What don’t you know about working for the federal government? Maybe a lot. There are many misconceptions about the location and kinds of careers that exist in the government. While a majority of positions are in Washington, DC, there are opportunities in all states and many countries; the government seeks employees with degrees across all majors and most industries.
It’s not all politics! When people think about the federal government they think about elected officials and shy away from exploring the possibilities, but elected officials are just one part of the picture, it takes many non- elected workers to provide the public with the services that they expect. (Our focus here is on careers in the agencies of the executive branch only).
1. All of the jobs are in D.C.
Less than 10% of federal jobs are in the metro D.C. area, there are federal agencies in every state and about 50,000 federal jobs overseas. You can search gov by location for opportunities in locations that you’re interested in.
2. Government jobs are just for poly sci and CJ majors.
The federal government is the largest employer in the U.S. with almost 2 million civilian employees, with positions for all majors and industries. See Federal Occupations by College Major for job titles and occupational series.
3. The federal government is boring!
Think again. Positions include Recreation Specialist; Park Ranger (Off-Highway-Vehicle); Intelligence Research Specialist (Department of Homeland Security); Design Manager (Smithsonian Institution); Interdisciplinary (Fish & Wildlife Biologist or Fish Biologist); Nurse/Clinical Nurse (Development).
4. Corporate is better than the federal government.
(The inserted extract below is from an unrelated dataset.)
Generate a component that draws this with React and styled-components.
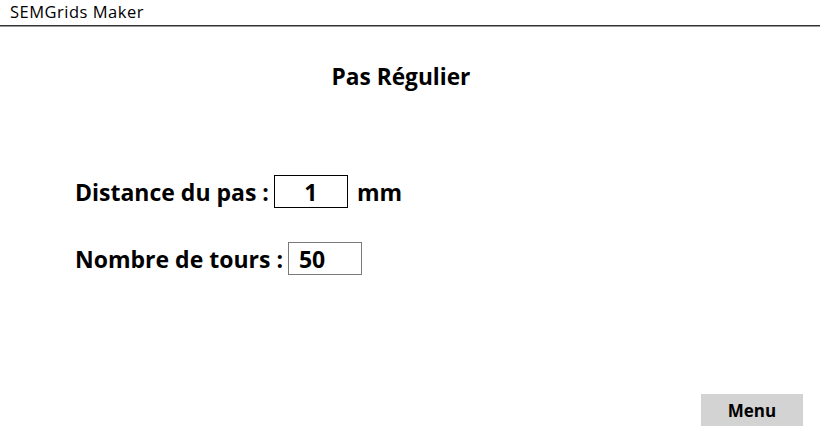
import React from 'react';
import styled, { createGlobalStyle } from 'styled-components';

const Global = createGlobalStyle`
  html, body { margin: 0; padding: 0; background: #fff; }
  body { font-family: "Open Sans", "Noto Sans", sans-serif; color: #000; }
`;

function Field({ label, value, align, unit, dark }) {
  return (
    <Row>
      <Label>{label}</Label>
      <Box align={align} dark={dark}>{value}</Box>
      {unit && <Unit>{unit}</Unit>}
    </Row>
  );
}

export default function App() {
  return (
    <Page>
      <Global />
      <TitleBar>SEMGrids Maker</TitleBar>
      <Content>
        <Heading>Pas Régulier</Heading>
        <Form>
          <Field label="Distance du pas :" value="1" align="center" unit="mm" dark />
          <Field label="Nombre de tours :" value="50" align="left" />
        </Form>
        <Footer>
          <MenuButton>Menu</MenuButton>
        </Footer>
      </Content>
    </Page>
  );
}

const Page = styled.div`
  width: 820px;
  height: 440px;
  display: flex;
  flex-direction: column;
  overflow: hidden;
`;

const TitleBar = styled.div`
  height: 26px;
  box-sizing: border-box;
  padding: 1px 0 0 10px;
  font-size: 16.5px;
  letter-spacing: 0.5px;
  line-height: 21px;
  border-bottom: 1px solid #333;
  box-shadow: 0 1px 0 #999;
`;

const Content = styled.div`
  flex: 1;
  display: flex;
  flex-direction: column;
`;

const Heading = styled.h1`
  margin: 37px 0 0;
  padding-right: 18px;
  text-align: center;
  font-size: 22.7px;
  line-height: 28px;
  font-weight: 700;
`;

const Form = styled.div`
  margin-top: 84px;
  padding-left: 75px;
  display: flex;
  flex-direction: column;
  gap: 34px;
`;

const Row = styled.div`
  display: flex;
  align-items: center;
  height: 33px;
  font-size: 23px;
  font-weight: 700;
`;

const Label = styled.span`
  margin-right: 5px;
`;

const Box = styled.div`
  width: 74px;
  height: 33px;
  box-sizing: border-box;
  border: 1px solid ${p => (p.dark ? '#000' : '#7a7a7a')};
  display: flex;
  align-items: center;
  justify-content: ${p => (p.align === 'center' ? 'center' : 'flex-start')};
  padding-left: ${p => (p.align === 'center' ? '0' : '10px')};
`;

const Unit = styled.span`
  margin-left: 9px;
`;

const Footer = styled.div`
  margin-top: auto;
  display: flex;
  justify-content: flex-end;
  padding: 0 17px 14px 0;
`;

const MenuButton = styled.button`
  width: 102px;
  height: 32px;
  border: none;
  background: #d3d3d3;
  font-family: inherit;
  font-size: 17px;
  font-weight: 700;
  color: #000;
  padding: 0;
`;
It’s trite, but working for the government is an opportunity to do good and make a contribution to the public interest, which is a value many students have.
5. It’s too competitive.
Yes, it is, which is the case in most industries. It takes patience, persistence and flexibility to find and apply for government jobs. But would you really want a job that was too easy to get?
6. Federal workers are poorly paid and working conditions are poor.
Salaries can be quite competitive, benefits are good, and many agencies have flexible work schedules. The Partnership for Public Service ranks more than 389 federal organizations for overall employee satisfaction. See The Best Places to Work in The Federal Government for the 2014 rankings.
7. I don’t know how to look for federal jobs.
Here are some tips to get you started:
- If you’re a student or a recent graduate start with the Pathways Programs (search on USAJobs.gov) which are hiring authorities that allow agencies to hire outside of the competitive service meaning applicants don’t have to have prior government experience. This allows the federal government to be more competitive with the private sector in hiring entry-level candidates. These programs are: Internship Program; Recent Graduates Program; Presidential Management Fellows Program.
- USAJobs.gov. Review the resources in the Resource Center that includes tips on setting-up an account, a glossary that explains the posting terminology, tutorials on conducting an advanced search, creating a profile and developing a federal resume.
- Agency webpages. Not all agencies post on USAJobs but most have a “Jobs” or “Careers” link on their website.
- Other resources to consider include The Hispanic Association of Colleges and Universities National Internship Program (HNIP), The National Association for Equal Opportunity in Higher Education (NAFEO) Internship Program, Washington Internships for Native Students, The Washington Center for Internships and Academic Affairs.